Их квартиру реквизировало правительственное учреждение; мебель и книги, сданные на хранение, полностью пропали, часть сгорела при попадании бомбы, а часть разграбили пожарники. Элизабет, лингвист по образованию, стала работать в секретном отделе министерства иностранных дел.
Дом ее родителей когда-то был солидной георгианской виллой с видом на Пустошь. Джон Верней приехал ранним утром из Ливерпуля, проведя ночь в переполненном вагоне. Кованый забор и ворота были грубо вырваны сборщиками утиля, а главный сад, когда-то ухоженный, зарос сорняками и кустами как джунгли, да по ночам его топтали солдаты со своими подружками. Задний сад представлял собой воронку от небольшой бомбы; нагромождение глины, скульптур, кирпича и стекла от разрушенной оранжереи; над всем по грудь возвышался ивняк. Все окна исчезли с задней стены, их закрыли щитами из картона и досок, которые погрузили главные комнаты в бесконечный мрак. «Добро пожаловать в хаос и тьму,» сказал его дядя радушно.
Слуг не было, старый сбежал, молодого призвали в армию. Перед уходом на службу Элизабет приготовила ему чаю.
Здесь он и жил. Элизабет сказала ему, что еще счастье иметь дом. Мебель было не достать, цены на меблированные квартиры превосходили их доход, который теперь ограничивался ее жалованьем. Они могли бы найти что-нибудь за городом, но бездетная Элизабет не могла уволиться с работы. Кроме того, у него был избирательный округ.
Округ также изменился. Фабрика, огороженная колючей проволокой, как концлагерь, стояла в общественном парке. На окрестных улицах когда-то опрятные дома потенциальных либералов были разбомблены, отремонтированы, конфискованы, и заполнены пришлым пролетариатом. Каждый день он получал кучу писем с жалобами от избирателей, высланных в провинциальные пансионаты. Он надеялся, что его награда и хромота помогут снискать сочувствие, но новые жители оказались безразличны к тяготам войны Вместо этого они проявляли скептическое любопытство по поводу социального обеспечения. «Это толпа красных,» сказал либеральный функционер.
«Вы хотите сказать, что я не пройду? »
«Ну, мы устроим им хорошую драку. Тори выдвигают летчика, героя битвы за Британию. Боюсь, он заберет большинство голосов из остатков среднего класса.»
На выборах Джон Верней был в самом хвосте. Избрали озлобленного еврея-учителя. Центр оплатил его взнос, но выборы дорого ему стоили. А когда они прошли, Джону Вернею было абсолютно нечем заняться.

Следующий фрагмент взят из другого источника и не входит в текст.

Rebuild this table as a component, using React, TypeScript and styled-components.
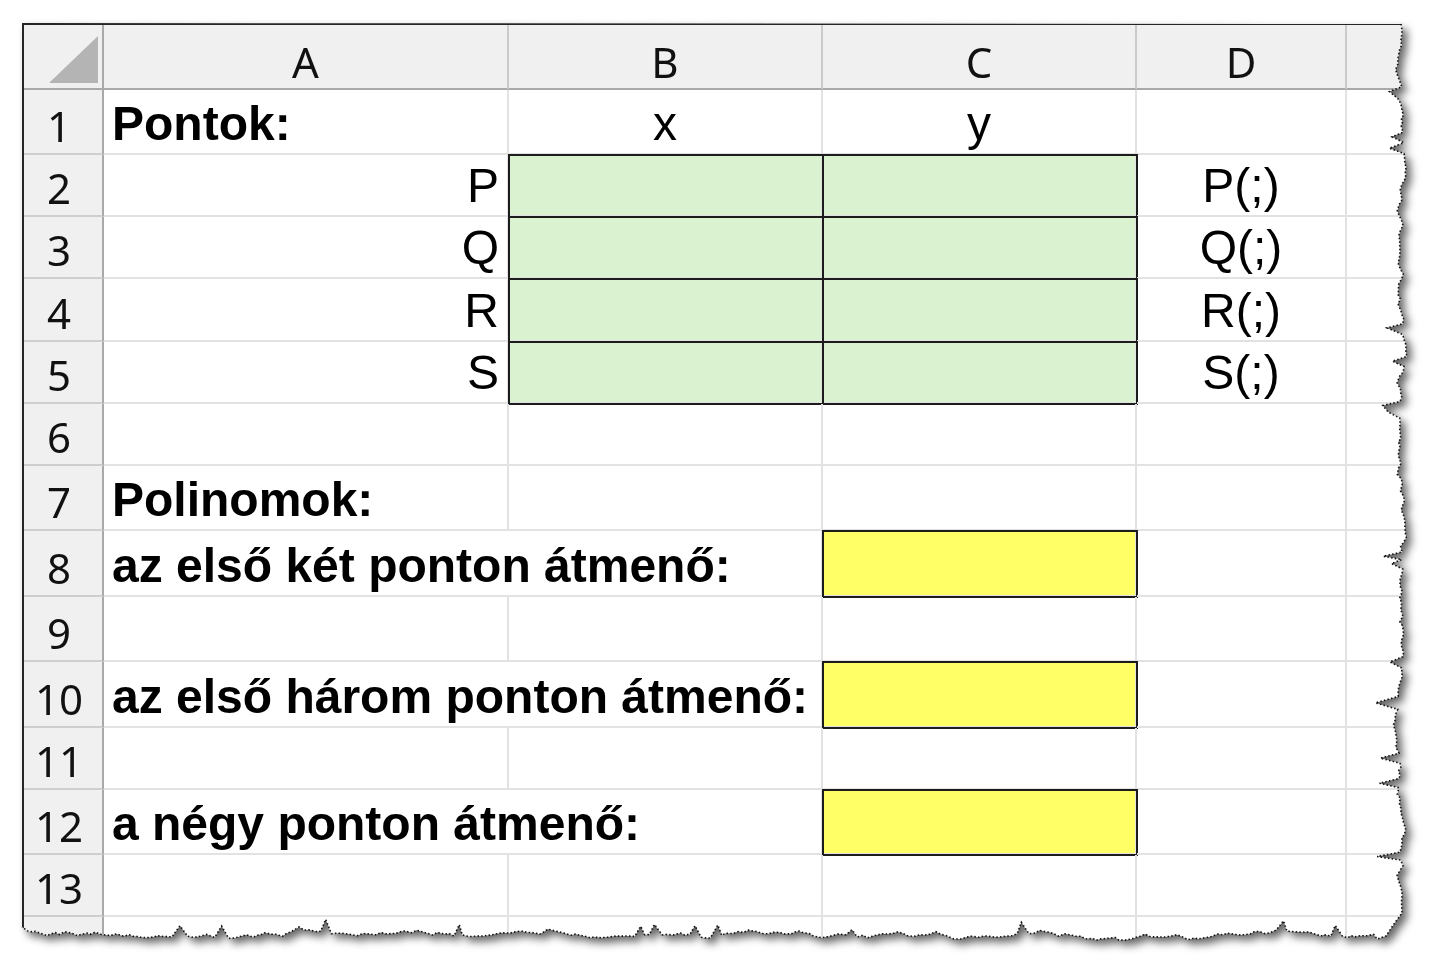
import React, { useMemo } from 'react';
import styled, { createGlobalStyle } from 'styled-components';

const GlobalStyle = createGlobalStyle`
  html, body { margin: 0; padding: 0; background: #ffffff; overflow: hidden; }
  body { font-family: "Liberation Sans", Arial, sans-serif; color: #000; }
  *, *::before, *::after { box-sizing: border-box; }
`;

const ORIGIN_X = 22;
const ORIGIN_Y = 23;
const COLS = [80, 405, 314, 314, 210, 75];
const ROWS = [65, 65, 62, 62, 63, 62, 62, 65, 66, 65, 66, 62, 65, 62, 50];
const COL_LABELS = ['A', 'B', 'C', 'D', ''];

type Fill = 'green' | 'yellow';
type Align = 'left' | 'center' | 'right';
type CellDef = { text?: string; bold?: boolean; align?: Align; fill?: Fill; span?: number };

const E: CellDef = {};
const emptyRow = (): CellDef[] => [E, E, E, E, E];
const pointRow = (p: string): CellDef[] => [
  { text: p, align: 'right' },
  { fill: 'green' },
  { fill: 'green' },
  { text: `${p}(;)`, align: 'center' },
  E,
];
const polyRow = (t: string): CellDef[] => [{ text: t, bold: true, span: 2 }, { fill: 'yellow' }, E, E];

const DATA: { label: string; cells: CellDef[] }[] = [
  { label: '1', cells: [{ text: 'Pontok:', bold: true }, { text: 'x', align: 'center' }, { text: 'y', align: 'center' }, E, E] },
  { label: '2', cells: pointRow('P') },
  { label: '3', cells: pointRow('Q') },
  { label: '4', cells: pointRow('R') },
  { label: '5', cells: pointRow('S') },
  { label: '6', cells: emptyRow() },
  { label: '7', cells: [{ text: 'Polinomok:', bold: true }, E, E, E, E] },
  { label: '8', cells: polyRow('az első két ponton átmenő:') },
  { label: '9', cells: emptyRow() },
  { label: '10', cells: polyRow('az első három ponton átmenő:') },
  { label: '11', cells: emptyRow() },
  { label: '12', cells: polyRow('a négy ponton átmenő:') },
  { label: '13', cells: emptyRow() },
  { label: '', cells: emptyRow() },
];

const Page = styled.div`
  width: 1436px;
  height: 980px;
  padding: ${ORIGIN_Y}px 0 0 ${ORIGIN_X}px;
`;

const Paper = styled.div`
  position: relative;
  width: fit-content;
  filter: drop-shadow(5px 5px 4px rgba(0, 0, 0, 0.6));
`;

const Sheet = styled.div`
  display: grid;
  grid-template-columns: ${COLS.map((c) => `${c}px`).join(' ')};
  grid-template-rows: ${ROWS.map((r) => `${r}px`).join(' ')};
  border-top: 2px solid #262626;
  border-left: 2px solid #262626;
  background: #ffffff;
`;

const HeaderCell = styled.div`
  background: #f0f0f0;
  border-right: 2px solid #cacaca;
  border-bottom: 2px solid #a9a9a9;
  display: flex;
  align-items: flex-end;
  justify-content: center;
  padding-bottom: 6px;
  font-family: "Noto Sans", "Open Sans", sans-serif;
  font-size: 42px;
  line-height: 40px;
  color: #111;
`;

const Corner = styled(HeaderCell)`
  justify-content: flex-end;
  padding: 0 4px 5px 0;
  border-right-color: #a9a9a9;
`;

const Triangle = styled.div`
  width: 49px;
  height: 47px;
  background: #b4b4b4;
  clip-path: polygon(100% 0, 100% 100%, 0 100%);
`;

const RowHead = styled.div`
  background: #f0f0f0;
  border-right: 2px solid #a9a9a9;
  border-bottom: 2px solid #cecece;
  display: flex;
  align-items: flex-end;
  justify-content: center;
  padding: 0 8px 7px 0;
  font-family: "Noto Sans", "Open Sans", sans-serif;
  font-size: 42px;
  line-height: 40px;
  color: #111;
`;

const FILLS: Record<Fill, string> = { green: '#daf2d0', yellow: '#ffff66' };
const JUSTIFY: Record<Align, string> = { left: 'flex-start', center: 'center', right: 'flex-end' };

const Cell = styled.div<{ $align: Align; $bold: boolean; $fill?: Fill; $span: number }>`
  grid-column: span ${(p) => p.$span};
  border-right: 2px solid #e2e2e2;
  border-bottom: 2px solid #e2e2e2;
  display: flex;
  align-items: flex-end;
  justify-content: ${(p) => JUSTIFY[p.$align]};
  padding: 0 8px 2px;
  min-width: 0;
  white-space: nowrap;
  font-family: "Liberation Sans", Arial, sans-serif;
  font-size: 48px;
  font-weight: ${(p) => (p.$bold ? 700 : 400)};
  color: #000;
  background: ${(p) => (p.$fill ? FILLS[p.$fill] : 'transparent')};
  outline: ${(p) => (p.$fill ? '2px solid #1c1c1c' : 'none')};
  outline-offset: -1px;
`;

const EdgeSvg = styled.svg`
  position: absolute;
  left: 0;
  top: 0;
  overflow: visible;
  pointer-events: none;
`;

function makeEdge(): [number, number][] {
  let s = 987654321;
  const r = () => {
    s = (s * 48271) % 2147483647;
    return s / 2147483647;
  };
  const pts: [number, number][] = [[1401, 24]];
  let y = 24;
  let off = 0;
  while (y < 900) {
    y += 3 + r() * 4;
    off += (r() - 0.5) * 7;
    off *= 0.8;
    let px = 1400 + off;
    if (r() < 0.07) px -= 8 + r() * 14;
    pts.push([px, y]);
  }
  pts.push([1402, 913]);
  pts.push([1394, 924]);
  pts.push([1386, 936]);
  pts.push([1377, 939]);
  let x = 1377;
  off = 0;
  while (x > 32) {
    x -= 3 + r() * 5;
    off += (r() - 0.5) * 6;
    off *= 0.85;
    let py = 934 + off;
    if (r() < 0.06) py -= 6 + r() * 7;
    pts.push([x, py]);
  }
  pts.push([22, 927]);
  return pts.map(([px, py]) => [px - ORIGIN_X, py - ORIGIN_Y] as [number, number]);
}

export default function App() {
  const edge = useMemo(makeEdge, []);
  const clip = useMemo(
    () => `polygon(0px 0px, ${edge.map(([x, y]) => `${x.toFixed(1)}px ${y.toFixed(1)}px`).join(', ')})`,
    [edge]
  );
  const line = edge.map(([x, y]) => `${x.toFixed(1)},${y.toFixed(1)}`).join(' ');

  return (
    <>
      <GlobalStyle />
      <Page>
        <Paper>
          <Sheet style={{ clipPath: clip }}>
            <Corner>
              <Triangle />
            </Corner>
            {COL_LABELS.map((l, i) => (
              <HeaderCell key={`h${i}`}>{l}</HeaderCell>
            ))}
            {DATA.map((row, ri) => (
              <React.Fragment key={`r${ri}`}>
                <RowHead>{row.label}</RowHead>
                {row.cells.map((c, ci) => (
                  <Cell
                    key={`c${ri}-${ci}`}
                    $align={c.align ?? 'left'}
                    $bold={!!c.bold}
                    $fill={c.fill}
                    $span={c.span ?? 1}
                  >
                    {c.text}
                  </Cell>
                ))}
              </React.Fragment>
            ))}
          </Sheet>
          <EdgeSvg width="1420" height="960">
            <polyline
              points={line}
              fill="none"
              stroke="#111"
              strokeWidth={1.6}
              strokeDasharray="1.5 2.2"
            />
          </EdgeSvg>
        </Paper>
      </Page>
    </>
  );
}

Он остался в Хэмпстеде, помогал тетке заправлять постели после того, как Элизабет уходила на работу, хромал к зеленщику и рыбнику, полный ненависти, стоял в очередях, помогал Элизабет мыть посуду по вечерам. Они ели в кухне, где его тетка вкусно готовила скудные пайки. Его дядя три дня в неделю ходил помогать упаковать пакеты для Явы.

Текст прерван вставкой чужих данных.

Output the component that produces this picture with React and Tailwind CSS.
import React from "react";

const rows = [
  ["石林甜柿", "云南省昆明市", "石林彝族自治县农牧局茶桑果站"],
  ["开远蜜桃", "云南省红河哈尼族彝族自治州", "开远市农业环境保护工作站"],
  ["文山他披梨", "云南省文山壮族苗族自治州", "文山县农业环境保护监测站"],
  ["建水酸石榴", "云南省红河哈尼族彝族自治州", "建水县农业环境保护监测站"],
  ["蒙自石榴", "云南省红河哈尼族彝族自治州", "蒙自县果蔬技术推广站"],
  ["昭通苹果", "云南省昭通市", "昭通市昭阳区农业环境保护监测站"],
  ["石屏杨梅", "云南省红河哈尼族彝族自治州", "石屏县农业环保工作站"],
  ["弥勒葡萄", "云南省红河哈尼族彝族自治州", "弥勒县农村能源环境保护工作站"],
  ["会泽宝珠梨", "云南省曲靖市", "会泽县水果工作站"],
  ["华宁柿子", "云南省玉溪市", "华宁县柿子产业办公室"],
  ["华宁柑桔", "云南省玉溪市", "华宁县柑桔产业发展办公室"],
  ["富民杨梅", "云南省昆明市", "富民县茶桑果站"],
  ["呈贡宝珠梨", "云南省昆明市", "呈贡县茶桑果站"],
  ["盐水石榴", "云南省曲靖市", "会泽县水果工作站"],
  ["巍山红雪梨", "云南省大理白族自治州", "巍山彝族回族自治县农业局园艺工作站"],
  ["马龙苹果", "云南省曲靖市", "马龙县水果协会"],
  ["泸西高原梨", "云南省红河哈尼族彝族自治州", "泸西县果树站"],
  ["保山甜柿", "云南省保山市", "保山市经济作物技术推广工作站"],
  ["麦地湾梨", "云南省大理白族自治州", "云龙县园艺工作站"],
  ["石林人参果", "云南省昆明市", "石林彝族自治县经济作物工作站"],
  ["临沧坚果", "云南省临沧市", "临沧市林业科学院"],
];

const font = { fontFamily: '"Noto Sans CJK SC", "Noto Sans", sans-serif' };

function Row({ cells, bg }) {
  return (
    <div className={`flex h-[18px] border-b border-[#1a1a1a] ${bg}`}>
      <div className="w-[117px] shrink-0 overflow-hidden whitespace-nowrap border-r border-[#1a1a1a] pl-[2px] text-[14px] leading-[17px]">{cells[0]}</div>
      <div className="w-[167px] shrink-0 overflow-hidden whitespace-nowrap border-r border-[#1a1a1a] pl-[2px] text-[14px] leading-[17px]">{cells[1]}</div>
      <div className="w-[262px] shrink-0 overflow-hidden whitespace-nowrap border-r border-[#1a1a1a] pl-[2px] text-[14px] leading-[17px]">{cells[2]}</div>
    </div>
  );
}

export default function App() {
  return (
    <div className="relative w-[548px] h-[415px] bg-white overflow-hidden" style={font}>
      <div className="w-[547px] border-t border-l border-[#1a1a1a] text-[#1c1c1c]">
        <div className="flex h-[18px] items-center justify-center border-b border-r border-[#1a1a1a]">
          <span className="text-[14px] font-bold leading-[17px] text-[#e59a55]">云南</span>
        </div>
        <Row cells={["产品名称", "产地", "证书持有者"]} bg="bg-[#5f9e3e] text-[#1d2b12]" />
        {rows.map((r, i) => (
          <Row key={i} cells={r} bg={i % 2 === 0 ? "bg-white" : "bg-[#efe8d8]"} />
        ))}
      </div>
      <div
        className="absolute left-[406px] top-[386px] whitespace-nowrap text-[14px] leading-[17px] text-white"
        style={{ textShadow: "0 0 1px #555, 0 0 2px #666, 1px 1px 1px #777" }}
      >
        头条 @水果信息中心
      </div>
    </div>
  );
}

Элизабет, серьезная натура, никогда не говорила о работе, объектом которой на самом деле были враждебные и репрессивные правительства Восточной Европы. Как-то вечером в ресторане появился мужчина и заговорил с ней, высокий молодой человек с болезненным орлиным лицом, исполненным интеллектом и юмором. «Это начальник моего отдела,» сказала она. «Он такой забавный.»
«Похож на еврея.»
«Я полагаю, так и есть. Он – сильный консерватор и ненавидит работу,» торопливо добавила она, так как после поражения на выборах Джон стал ярым антисемитом.
«Сейчас абсолютно незачем работать на государство,» сказал он. «Война закончилась.»
«Наша работа только начинается. Никого из нас не отпустят. Ты должен понимать, ситуацию в нашей стране.»
Элизабет часто начинала объяснять ему «ситуацию». Ниточка за ниточкой, узелок за узелком, всю холодную зиму, она раскрывала широкую сеть правительственного контроля, которую сплели в его отсутствие. Он был воспитан в традиционном либерализме, и система отвращала его.